Ford CEO Alan Mulally's suggestion that higher fuel taxes might curb our country's gas consumptionis one of those ideas that makes sense on paper, but in reality, likely won't happen. I know, some of you are gonna say, "wait a minute, they pay higher gas taxes in Europe. If it works there, Why can't it work here?"
For starters, Congress won't tax consumers another 50 or 75 cents a gallon because they fear it will be a drag on the economy. From service station owners to tourism bureaus, the lobbyists for a dozens of industries that rely on people driving their cars will blast our political leaders to not raise taxes.
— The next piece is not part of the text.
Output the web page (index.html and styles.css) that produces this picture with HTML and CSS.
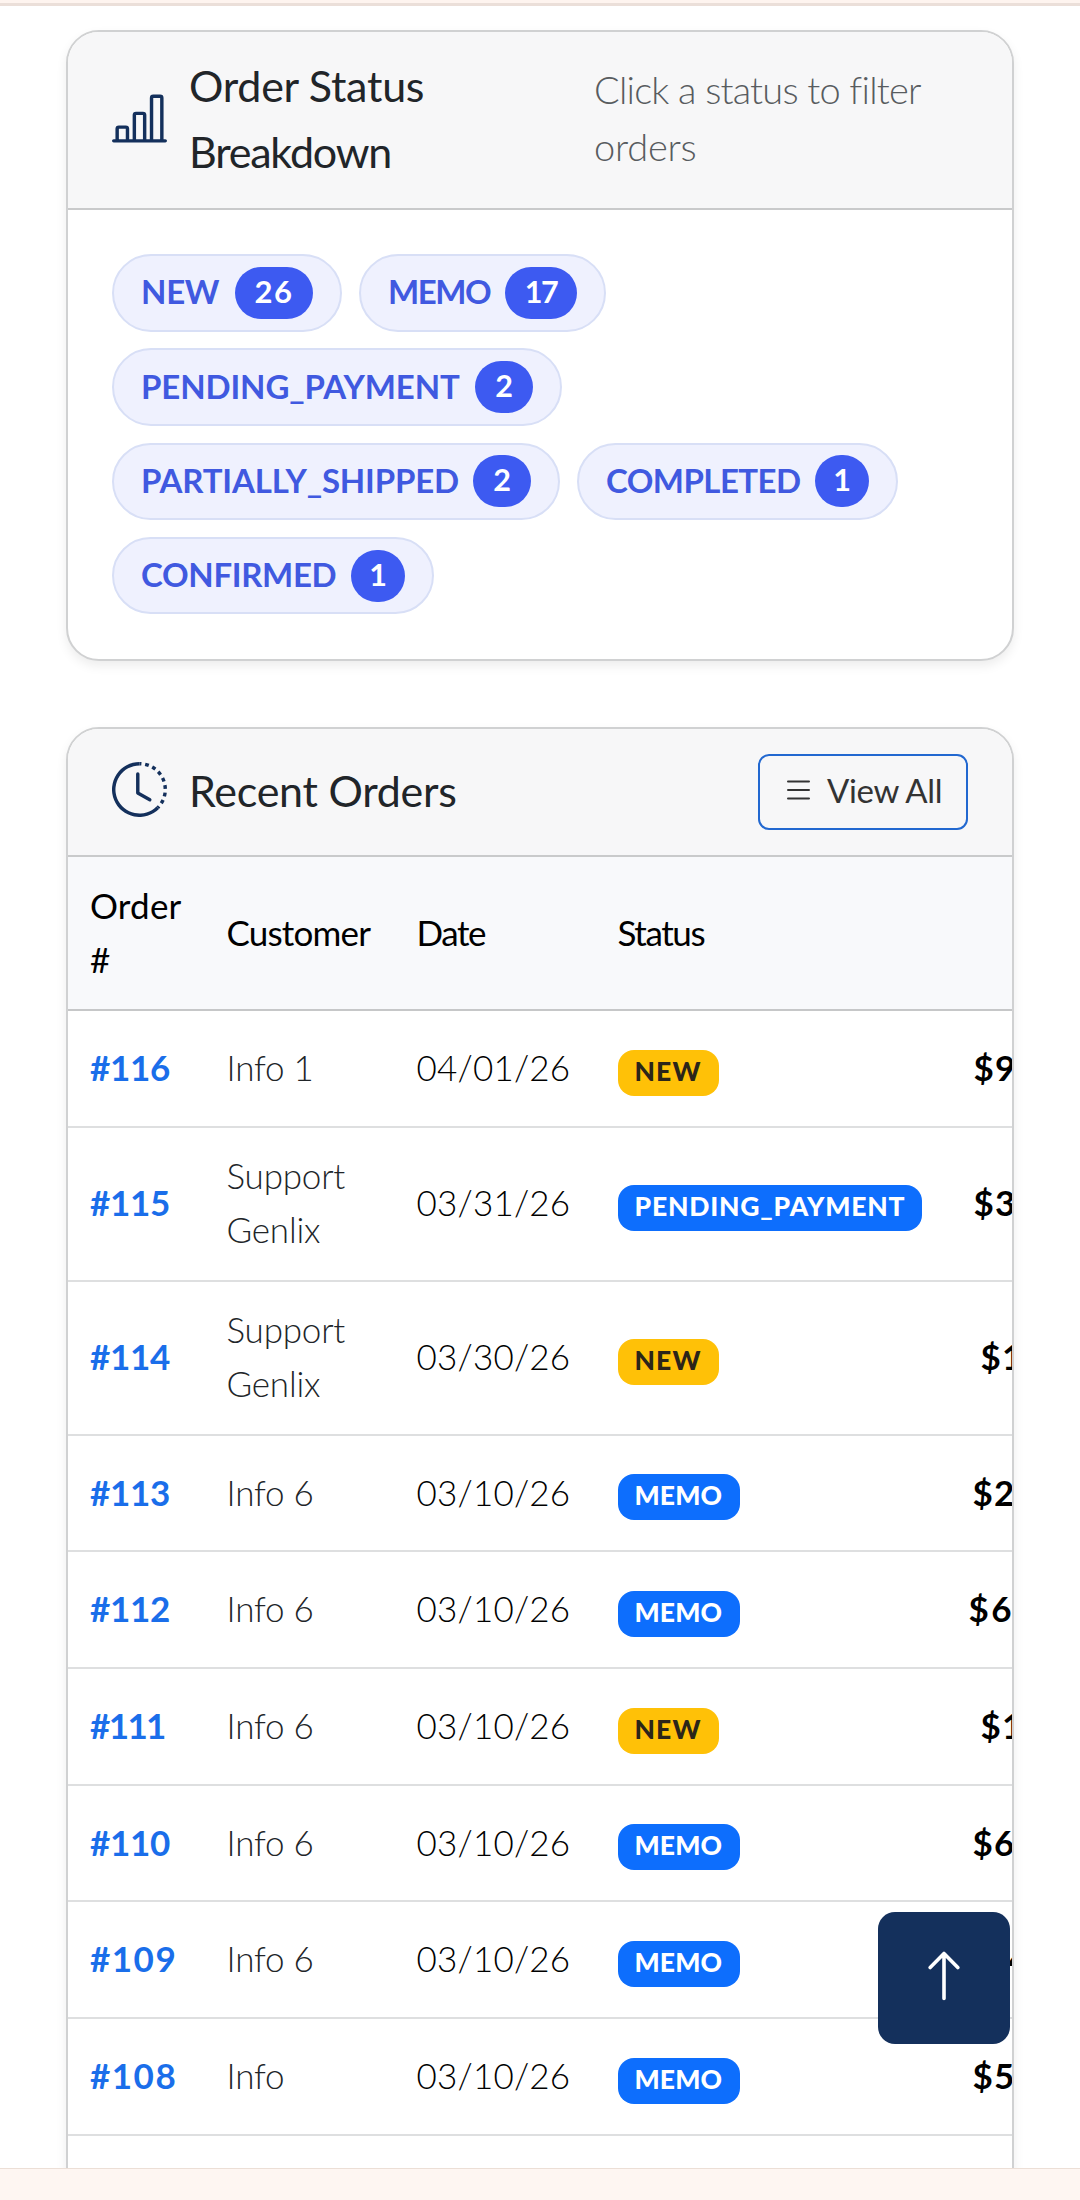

And whether right or wrong, Congress will avoid anything that might slow the economy.
Second, I suspect there's an attitude by many in this country--including political leaders--that the automakers have the technology to improve gas mileage but they refuse to use that technology. I hear this from people on a regular basis. They will stop me on the street or e-mail me with comments like, "come on, you know GM can make every car 15% or 20% more fuel efficient tomorrow, they simply don't want to put the technology in their cars and trucks." I heard this so often, I checked into this with many of the automakers and consultants in and out of the industry.
Truth is, the automakers could improve fuel efficiency immediately, BUT it would cost them and us more. Adding the technology to boost fuel efficiency would likely mean making vehicles that are dramatically lighter, with less content. You might say, "sounds good to me. Let's do it."
But would you want an SUV that's so much lighter, it would lack the towing capacity you want for hauling a boat. And what content would you want removed to make the CUV lighter? Would you want to drop side curtain airbags?
The fact is, we Americans want bigger, more rugged cars and trucks. And as long as that demand is there, many of us would take size (and weight) over better gas mileage. It's much like the debate over horsepower versus fuel efficiency. Almost every study says car and truck buyers will choose power over fuel efficiency.
So keep plugging away Mr. Mulally. Getting people to at least discuss adding a gas tax is a start. But don't get your hopes up that we'll see one at a pump anytime soon.